First we remark that it is not true if we allow the interval to be unbounded. Obviously $\cap_n [n,\infty)=\varnothing$. Note that even though it appears that these sets have an open upper boundary, they are closed because the complement $(-\infty,n)$ is open. This will not be a problem in our question because everything is contained within the first interval $[a_1,b_1]$ and so is bounded.

Secondly we remark that the result is not true if we move to a general host set. For example, it makes sense to consider open and closed sets in the rationals. For example, the open ball radius 1 either side of 1/2 is just all the rationals strictly between -1/2 and 3/2. We could write this as $(-\frac12,\frac32)\cap\mathbb{Q}$. But then note that

$\cap_{n\geq 1}[\pi-\frac{1}{n},\pi+\frac{1}{n}]\cap\mathbb{Q}$

cannot contain any rational elements, so must be empty.

There was various talk that this result might in general be a consequence of the Baire Category Theorem. I think this is overkill. Firstly, there is a straightforward proof for the reals which I will give at the end. Secondly, if anything it is a lemma required for the proof of BCT. This result is often called Cantor’s Lemma.

Lemma (Cantor): Let X be a complete metric space, and let $F_1\supset F_2\supset\ldots$ be a nested sequence of non-empty closed subsets of X with $\text{diam}(F_n)\rightarrow 0$. There there exists $x\in X$ such that

$\cap F_n=\{x\}.$

Translation: for ‘complete metric space’ think ‘the reals’ or $\mathbb{R}^d$. The diameter is, unsurprisingly, the largest distance between two points in the set. For reasons that I won’t go into, the argument for the olympiad question gave $\text{diam}(F_{n+1})\leq \frac12\text{diam}(F_n)$ so this certainly holds here.

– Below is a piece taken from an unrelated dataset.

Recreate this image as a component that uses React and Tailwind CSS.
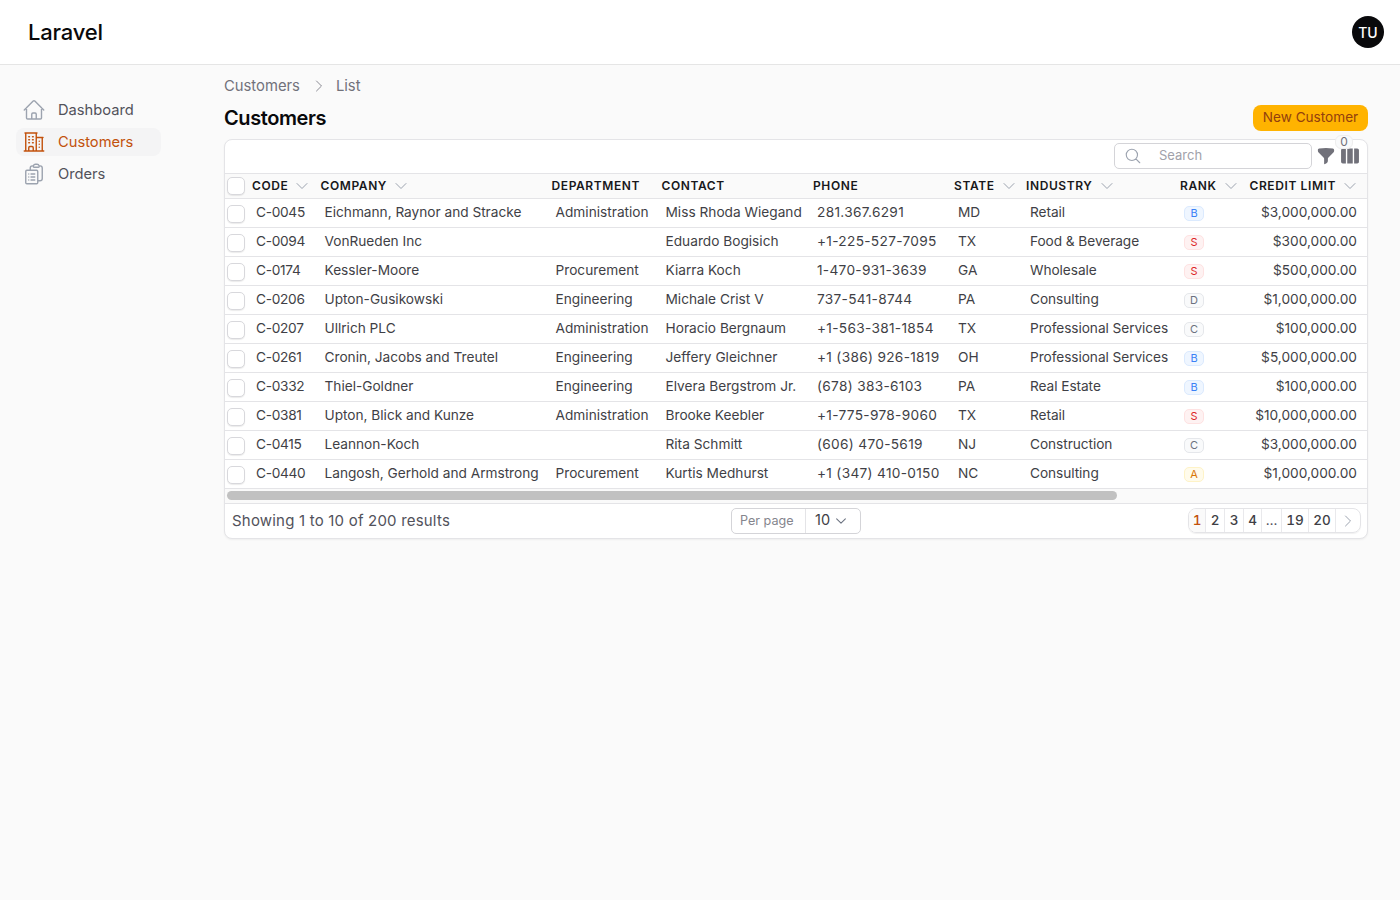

Proof: With reference to AC if necessary, pick an element $x_n\in F_n$ for all n. Note that by nesting, $x_m\in F_n\;\forall n\leq m$. As a result, for m>n the distance $d(x_n,x_m)\leq \text{diam}(F_n)$. This tends to 0 as n grows. The definition of complete is that such a sequence then has a limit point x.

Informally, completeness says that if a sequence of points get increasingly close, they must tend towards a point in the set. This is why it doesn’t work for the rationals. You can have a sequence of rationals that get very close together, but approach a point not in the set, eg an irrational. We use the definition of closed sets in terms of sequences: if the sequence is within a closed set, then the limit is too. This could only go wrong if we ‘leaked onto the boundary’ in the limit, but for a closed set, the boundary is in the set. This shows that $x\in F_n$ for each n, and so $x\in\cap_n F_n$. But if there is another point in $\cap_n F_n$, then the distance between them is strictly positive, contradicting the claim that diameter tends to 0. This ends the proof.

Olympiad-friendly version: I think the following works fine as a fairly topology definition-free proof. Consider the sequence of left-boundaries

$a_1\leq a_2\leq a_3\leq \ldots

This sequence is non-decreasing and bounded, so it has a well-defined limit. Why? Consider the supremum. We can’t exceed the sup, but we must eventually get arbitrarily close, by definition of supremum and because the sequence is non-decreasing. Call this limit a. Then do the same for the upper boundaries to get limit b.

If a>b, then there must be some $a_n>b_n$, which is absurd. So we must have some non-empty interval as the intersection. Consideration of the diameter again gives that this must be a single point.